Additionally, the reasons for the denial of parole in the petitioner's case, as set forth by the Parole Board, are not outside the Board's discretion, which is very broad. ("... parole is a favor which lies solely within the Board's discretion.") Bonilla v. Vaughn, 1998 WL 480833, at *5 (E.D.Pa.) (citing Weaver v. Pennsylvania Board of Probation and Parole, 688 A.2d 766 (Pa.Commw.1997)); See also Rogers v. Pa. Bd. of Prob. & Parole, 555 Pa. 285, 289, 724 A.2d 319 (1999) ("parole is a matter of grace and mercy shown to a prisoner who has demonstrated to the Parole Board's satisfaction his future ability to function as a law-abiding member of society upon release before the expiration of the prisoner's maximum sentence.") On the basis of the record before the court, and the stated reasons for the Parole Board's denial of parole, the court concludes that there was a rational basis for the denial of parole.
Finally, it is well established that there is no constitutionally created liberty interest in parole. See, e.g., Greenholtz v. Inmates of Neb. Penal and Corr. Complex, 442 U.S. 1, 7, 99 S. Ct. 2100, 60 L. Ed. 2d 668 (1979) ("There is no constitutional or inherent right of a convicted person to be conditionally released before expiration of a valid sentence."). While states may, under certain circumstances, create liberty interests which are protected by the Due Process Clause, the Pennsylvania Supreme Court has held that "a denial of parole does not implicate a constitutionally protected liberty interest." Coady v. Vaughn, 564 Pa. 604, 770 A.2d 287 (2001); See also Sandin v. Conner, 515 U.S. 472, 483-4, 115 S. Ct. 2293, 132 L. Ed. 2d 418 (1995). An inmate is not entitled to parole; he is entitled only to consideration for parole. Rodgers v. Parole Agent Sci-Frackville, 916 F. Supp. 474, 476 (E.D.Pa.1996) ("[T]he 14th amendment does not provide that every prisoner has a right to be paroled, or that any expectation of parole is a constitutionally protected liberty interest.") (emphasis in original).
In summary, there was no unfair application of amendments to parole laws in the petitioner's case.

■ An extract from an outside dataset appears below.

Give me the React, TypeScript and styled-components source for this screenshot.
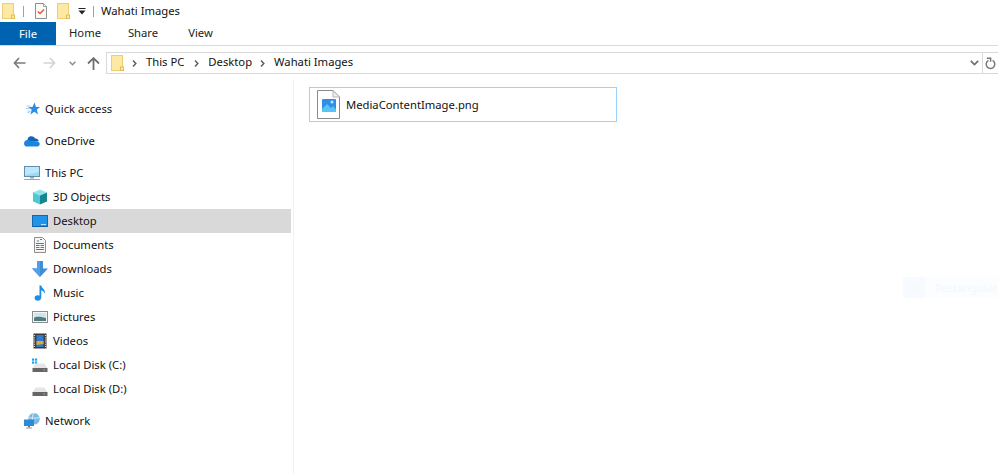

As a result, no violation of the ex post facto clause occurred.
In light of the foregoing, IT IS HEREBY ORDERED THAT the Petition for Habeas Corpus (Doc. No. 1) is DENIED.NOTES
 The petitioner also speaks of a violation of the Equal Protection Clause of the United States Constitution. He claims other inmates with similar backgrounds have been granted parole, and he is arbitrarily and capriciously being treated differently from those inmates. The petitioner has set forth no facts in support of this assertion. While this court is required to liberally construe a pro se petitioner's pleadings, it need not credit a petitioner's "bald assertions" or "legal conclusions." Morse v. Lower Merion Sch. Dist., 132 F.3d 902 (3d Cir.1997); Haines v. Kerner, 404 U.S. 519, 520, 92 S. Ct. 594, 30 L. Ed. 2d 652 (1972). Therefore, this claim will not be considered by the court.